Housing first with intensive case management: 12 month outcomes of the at home/chez soi randomized trial

Monday, November 4, 2013 : 8:50 a.m. - 9:10 a.m.

Stephen Hwang, MD, MPH, Centre for Research on Inner City Health, St. Michael's Hospital, Toronto, ON, Canada
Eric Latimer, Ph.D., Psychiatry, McGill University, Verdun, QC, Canada
Tim Aubry, Ph.D., Psychology, University of Ottawa, Ottawa, ON, Canada
Sam Tsemberis, Ph.D., Pathways to Housing, New York City, NY
Paula Goering, RN, PhD, SER, CAMH, Toronto, ON, Canada
Objective: The At Home/Chez Soi randomized controlled trial examines the effectiveness of a less resource-intensive Housing First intervention using Intensive Case Management (HF-ICM) for homeless individuals with mental illness and moderate levels of unmet mental health needs. Method: Homeless individuals with mental illness (N=1198) in four Canadian cities (Vancouver, Winnipeg, Toronto and Montreal) were randomized to HF-ICM or treatment-as-usual and assessed at 3-month intervals over a 12 month period. Intent-to-treat analysis using multilevel models with a p-value set at α≤0.01 were performed to assess changes in mental health symptomatology (CSI), overall functioning (MCAS) and quality of life (QoLI20), with time, treatment and study site as predictors. Differences in the proportion of individuals stably housed for >100 days at 12 months were assessed using chi-square tests. Results: Significant decreases in CSI scores and increases in MCAS and QoLI20 scores were observed over time; however treatment did not have a significant effect. Compared to Toronto, Vancouver had a significantly larger decrease in CSI scores while both Vancouver and Winnipeg had significant smaller increases in MCAS scores. A larger proportion of participants were stably housed for more than 100 days at 12 months in the treatment group (67%) compared to the control group (25%); the median number of days stably housed at 12 months was 251 days and 0 days in the treatment and control groups, respectively. Discussion: HF-ICM positively affects housing outcomes for homeless individuals with mental illness in a relatively short period of time.

Learning Areas:

Conduct evaluation related to programs, research, and other areas of practice
Other professions or practice related to public health
Program planning
Provision of health care to the public
Public health or related research

Learning Objectives:
Describe the analytic approach used to examine the effectiveness of an intervention to meet the needs of homeless people with mental illness. Demonstrate the effectiveness of a Housing First intervention with intensive case management for homeless people with mental illness. Analyze the domains in which improvements are significantly greater over a 12-month time frame.

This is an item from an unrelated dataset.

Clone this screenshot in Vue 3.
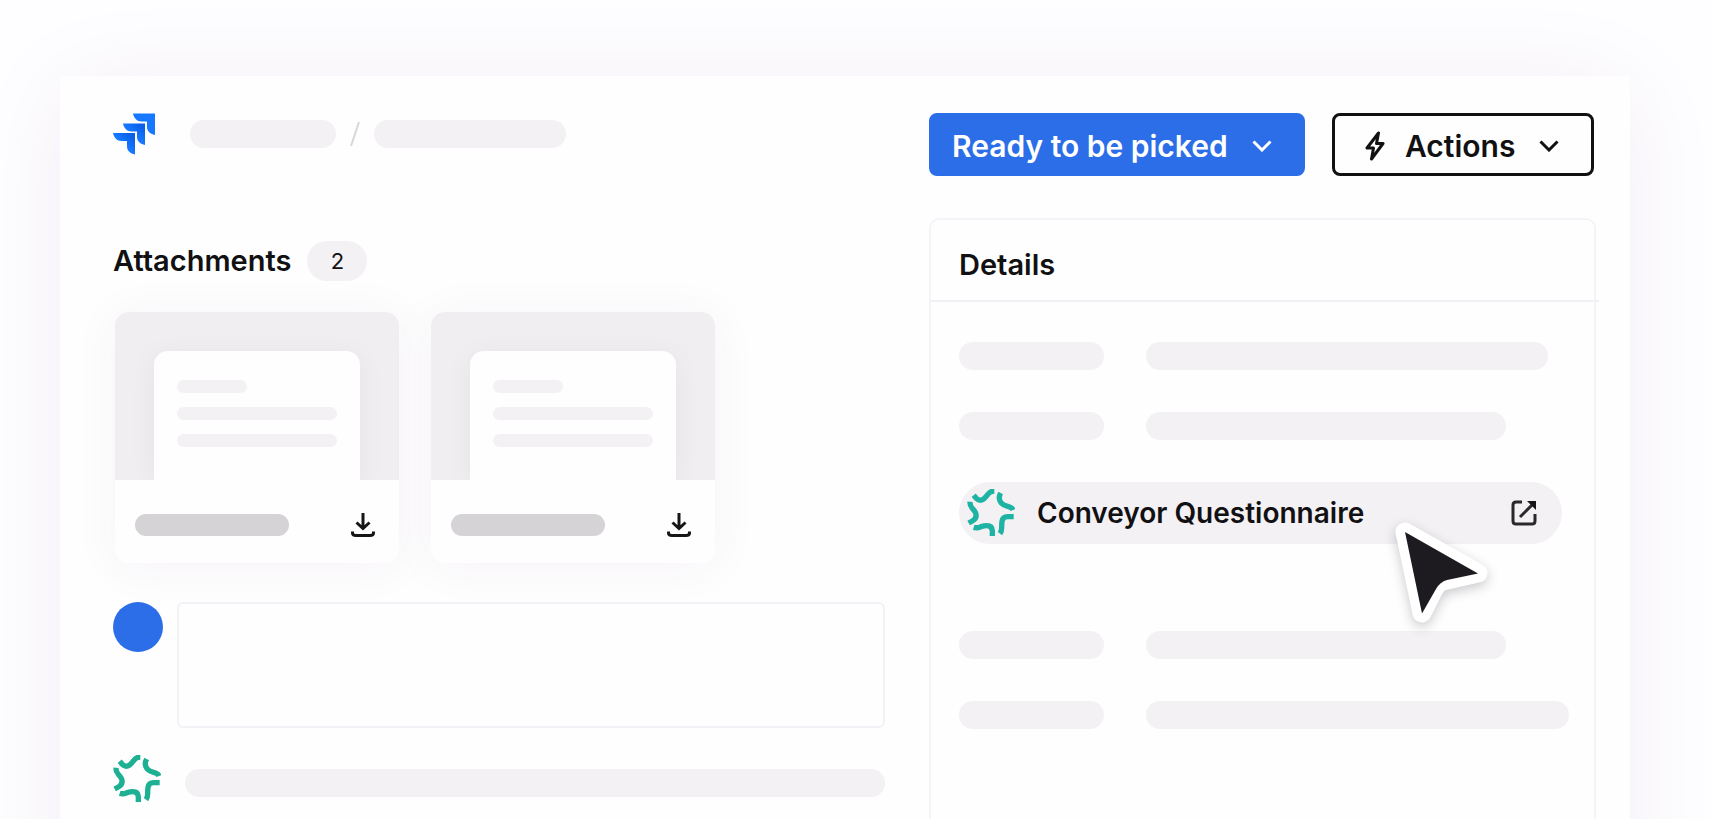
<script setup>
const attachments = [{ id: 1 }, { id: 2 }]

// widths of the value bars, in percent of their column
const rowsBefore = [95, 85]
const rowsAfter = [85, 100]

const spokes = [
  'M58 65 L66 74 Q76 84 88 76 Q93 72 100 63 Q107 52 120 52',
  'M139 58 Q130 74 140 87 Q147 95 160 98 Q173 101 176 109',
  'M178 129 H160 Q145 129 143 143 Q142 150 142 162 Q142 173 137 180',
  'M114 187 V171 Q113 156 98 156 Q90 156 80 159 Q68 164 58 161',
  'M43 148 L54 142 Q69 134 64 118 Q61 111 54 104 Q46 95 47 84',
]
</script>

<template>
  <main class="page">
    <section class="card">
      <div class="main">
        <nav class="crumbs" aria-label="Breadcrumb">
          <svg class="jira" viewBox="0 0 42 42" aria-hidden="true">
            <defs>
              <linearGradient id="fold" x1="1" y1="0" x2="0.3" y2="0.7">
                <stop offset="0.2" stop-color="#0b5fe8" />
                <stop offset="0.7" stop-color="#1677ff" />
              </linearGradient>
              <path id="piece" d="M0 0H22V21.500C17.500 20.500 14 18 14 13.500V8H8.500C4 8 1 4.500 0 0Z" />
            </defs>
            <use href="#piece" x="20" y="0.500" fill="#1677ff" />
            <use href="#piece" x="10" y="10.500" fill="url(#fold)" />
            <use href="#piece" x="0" y="20" fill="url(#fold)" />
          </svg>
          <span class="bar crumb"></span>
          <svg class="slash" viewBox="0 0 10 26" aria-hidden="true"><path d="M9 1L1 25" /></svg>
          <span class="bar crumb long"></span>
        </nav>

        <div class="heading">
          <h2>Attachments</h2>
          <span class="count">{{ attachments.length }}</span>
        </div>

        <ul class="files">
          <li v-for="file in attachments" :key="file.id" class="file">
            <div class="preview">
              <div class="sheet">
                <span class="line short"></span>
                <span class="line"></span>
                <span class="line"></span>
              </div>
            </div>
            <div class="file-foot">
              <span class="file-name"></span>
              <button class="download" aria-label="Download">
                <svg viewBox="0 0 24 26" aria-hidden="true">
                  <path d="M12 1V16M5.500 10.500L12 16.500L18.500 10.500M1.500 19.500V21Q1.500 23.500 5 23.500H19Q22.500 23.500 22.500 21V19.500" />
                </svg>
              </button>
            </div>
          </li>
        </ul>

        <div class="comment">
          <span class="avatar"></span>
          <textarea class="reply" aria-label="Comment"></textarea>
        </div>

        <div class="activity">
          <svg class="conveyor" viewBox="38 46 144 144" aria-hidden="true">
            <path v-for="d in spokes" :key="d" :d="d" />
          </svg>
          <span class="bar"></span>
        </div>
      </div>

      <div class="side">
        <div class="actions">
          <button class="btn status">
            Ready to be picked
            <svg class="chevron" viewBox="0 0 20 12" aria-hidden="true"><path d="M1.500 1.500L10 10L18.500 1.500" /></svg>
          </button>
          <button class="btn outline">
            <svg class="bolt" viewBox="0 0 20 30" aria-hidden="true">
              <path d="M13.500 2L2 17H8.500L6.500 28L18 12.500H11.500Z" />
            </svg>
            Actions
            <svg class="chevron" viewBox="0 0 20 12" aria-hidden="true"><path d="M1.500 1.500L10 10L18.500 1.500" /></svg>
          </button>
        </div>

        <section class="details">
          <h2 class="details-head">Details</h2>
          <div class="details-body">
            <div v-for="(width, i) in rowsBefore" :key="'before' + i" class="field">
              <span class="bar"></span>
              <span class="bar" :style="{ width: width + '%' }"></span>
            </div>
            <div class="link-row">
              <a class="link" href="#">
                <svg class="conveyor teal" viewBox="38 46 144 144" aria-hidden="true">
                  <path v-for="d in spokes" :key="d" :d="d" />
                </svg>
                <span class="link-text">Conveyor Questionnaire</span>
                <svg class="external" viewBox="0 0 26 26" aria-hidden="true">
                  <path d="M11 2H5Q2 2 2 5V21Q2 24 5 24H21Q24 24 24 21V14M9 17L23 3" />
                  <path d="M16 1H25V10Z" class="tip" />
                </svg>
              </a>
              <svg class="cursor" viewBox="0 0 116 126" aria-hidden="true">
                <path class="halo" d="M20 17L93 58L58 66Q52 68 48 76L37 98Z" />
                <path class="arrow" d="M20 17L93 58.500L62 65Q55 67 51 74L37 98.500Z" />
              </svg>
            </div>
            <div v-for="(width, i) in rowsAfter" :key="'after' + i" class="field">
              <span class="bar"></span>
              <span class="bar" :style="{ width: width + '%' }"></span>
            </div>
          </div>
        </section>
      </div>
    </section>
  </main>
</template>

<style>
body {
  margin: 0;
  background: #fff;
}
</style>

<style scoped>
* {
  box-sizing: border-box;
}
.page {
  display: flex;
  height: 100vh;
  padding: 76px 82px 0 60px;
  overflow: hidden;
  background: #fefdff;
  font-family: Inter, 'Liberation Sans', sans-serif;
  color: #111113;
}

/* the card runs off the bottom edge of the window */
.card {
  flex: 1;
  display: grid;
  grid-template-columns: minmax(0, 772fr) minmax(0, 667fr);
  column-gap: 44px;
  margin-bottom: -120px;
  padding: 37px 34px 0 53px;
  background: #fefefe;
  box-shadow: 0 8px 96px rgba(60, 10, 80, 0.06);
}

.bar {
  display: block;
  height: 28px;
  border-radius: 14px;
  background: #f3f1f4;
}

/* left column */
.main {
  min-width: 0;
}
.crumbs {
  display: flex;
  align-items: center;
  height: 41px;
}
.jira {
  width: 42px;
  height: 42px;
  margin-right: 35px;
}
.crumb {
  width: 146px;
}
.crumb.long {
  width: 192px;
}
.slash {
  width: 10px;
  height: 26px;
  margin: 0 14px;
  fill: none;
  stroke: #d8d5db;
  stroke-width: 2;
}

.heading {
  display: flex;
  align-items: center;
  gap: 16px;
  height: 40px;
  margin-top: 87px;
}
h2 {
  margin: 0;
  font-size: 29px;
  font-weight: 600;
  line-height: 40px;
}
.count {
  width: 60px;
  border-radius: 20px;
  background: #f3f1f4;
  font-size: 22px;
  line-height: 40px;
  text-align: center;
}

.files {
  display: flex;
  gap: 32px;
  margin: 31px 0 0;
  padding: 0 0 0 2px;
  list-style: none;
}
.file {
  width: 284px;
  border-radius: 14px;
  background: #fefefe;
  box-shadow: 0 4px 48px rgba(90, 20, 120, 0.05);
}
.preview {
  height: 168px;
  padding: 39px 39px 0;
  overflow: hidden;
  border-radius: 14px 14px 0 0;
  background: #f0eef1;
}
.sheet {
  display: flex;
  flex-direction: column;
  gap: 14px;
  height: 129px;
  padding: 29px 23px 0;
  border-radius: 14px 14px 0 0;
  background: #fefefe;
  box-shadow: 0 4px 28px rgba(30, 20, 40, 0.05);
}
.line {
  height: 13px;
  border-radius: 7px;
  background: #f3f1f4;
}
.line.short {
  width: 70px;
}
.file-foot {
  display: flex;
  align-items: center;
  justify-content: space-between;
  height: 83px;
  padding: 6px 24px 0 20px;
}
.file-name {
  width: 154px;
  height: 22px;
  border-radius: 11px;
  background: #d5d3d6;
}
.download {
  width: 24px;
  height: 26px;
  padding: 0;
  border: 0;
  background: transparent;
  cursor: pointer;
}
.download svg {
  display: block;
  fill: none;
  stroke: #161618;
  stroke-width: 3;
}

.comment {
  display: flex;
  gap: 14px;
  margin-top: 39px;
}
.avatar {
  flex: none;
  width: 50px;
  height: 50px;
  border-radius: 50%;
  background: #2c6ee8;
}
.reply {
  flex: 1;
  height: 126px;
  padding: 12px;
  border: 2px solid #f3f1f5;
  border-radius: 6px;
  background: #fefefe;
  font: inherit;
  resize: none;
}

.activity {
  display: flex;
  align-items: center;
  gap: 24px;
  margin-top: 27px;
}
.activity .bar {
  flex: 1;
  margin-top: 8px;
}
.conveyor {
  flex: none;
  width: 48px;
  height: 48px;
  fill: none;
  stroke: #1eb093;
  stroke-width: 16;
}
.conveyor.teal {
  stroke: #1fb3a3;
}

/* right column */
.side {
  display: flex;
  flex-direction: column;
  min-width: 0;
}
.actions {
  display: flex;
  gap: 27px;
}
.btn {
  display: flex;
  align-items: center;
  height: 63px;
  padding-top: 2px;
  border: 3px solid #111113;
  border-radius: 8px;
  background: #fefefe;
  color: #111113;
  font: inherit;
  font-size: 30px;
  font-weight: 600;
  cursor: pointer;
}
.btn.status {
  width: 376px;
  padding: 2px 20px 0;
  border-color: #2c6ee8;
  background: #2c6ee8;
  color: #fff;
}
.btn.outline {
  width: 262px;
  padding: 2px 30px 0;
}
.chevron {
  width: 20px;
  height: 12px;
  margin-left: 24px;
  fill: none;
  stroke: currentColor;
  stroke-width: 3;
}
.bolt {
  width: 20px;
  height: 30px;
  margin-right: 20px;
  fill: none;
  stroke: currentColor;
  stroke-width: 3;
  stroke-linejoin: round;
}

.details {
  flex: 1;
  margin-top: 42px;
  border: 2px solid #f6f3f8;
  border-radius: 10px;
}
/* the rule under the title overhangs the right border a little */
.details-head {
  margin-right: -5px;
  padding: 25px 28px 15px;
  border-bottom: 2px solid #f3f0f5;
}
.details-body {
  padding: 40px 25px 0 28px;
}
.field {
  display: grid;
  grid-template-columns: 145px 1fr;
  column-gap: 42px;
  margin-bottom: 42px;
}
.link-row {
  position: relative;
  margin: 0 7px 87px 0;
}
.link {
  display: flex;
  align-items: center;
  height: 62px;
  padding: 0 25px 0 8px;
  border-radius: 31px;
  background: #f3f1f4;
  color: #111113;
  text-decoration: none;
}
.link-text {
  flex: 1;
  margin-left: 22px;
  font-size: 28px;
  font-weight: 600;
}
.external {
  width: 26px;
  height: 26px;
  fill: none;
  stroke: #29282b;
  stroke-width: 3;
}
.external .tip {
  fill: #161618;
  stroke: none;
}

/* pointer over the link */
.cursor {
  position: absolute;
  top: 33px;
  right: 61px;
  width: 116px;
  height: 126px;
  filter: drop-shadow(0 4px 6px rgba(20, 15, 30, 0.22));
}
.halo {
  fill: #fff;
  stroke: #fff;
  stroke-width: 19;
  stroke-linejoin: round;
}
.arrow {
  fill: #1d1b20;
}
</style>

Keyword(s): Homelessness, Mental Illness

Presenting author's disclosure statement:

Qualified on the content I am responsible for because: I am an co-investigator on multiple peer-reviewed federally-funded grants which focus on services to address the needs of homeless individuals with mental illness. Research interests include: homelessness, health care utilization and interventions research.
Any relevant financial relationships? No

I agree to comply with the American Public Health Association Conflict of Interest and Commercial Support Guidelines, and to disclose to the participants any off-label or experimental uses of a commercial product or service discussed in my presentation.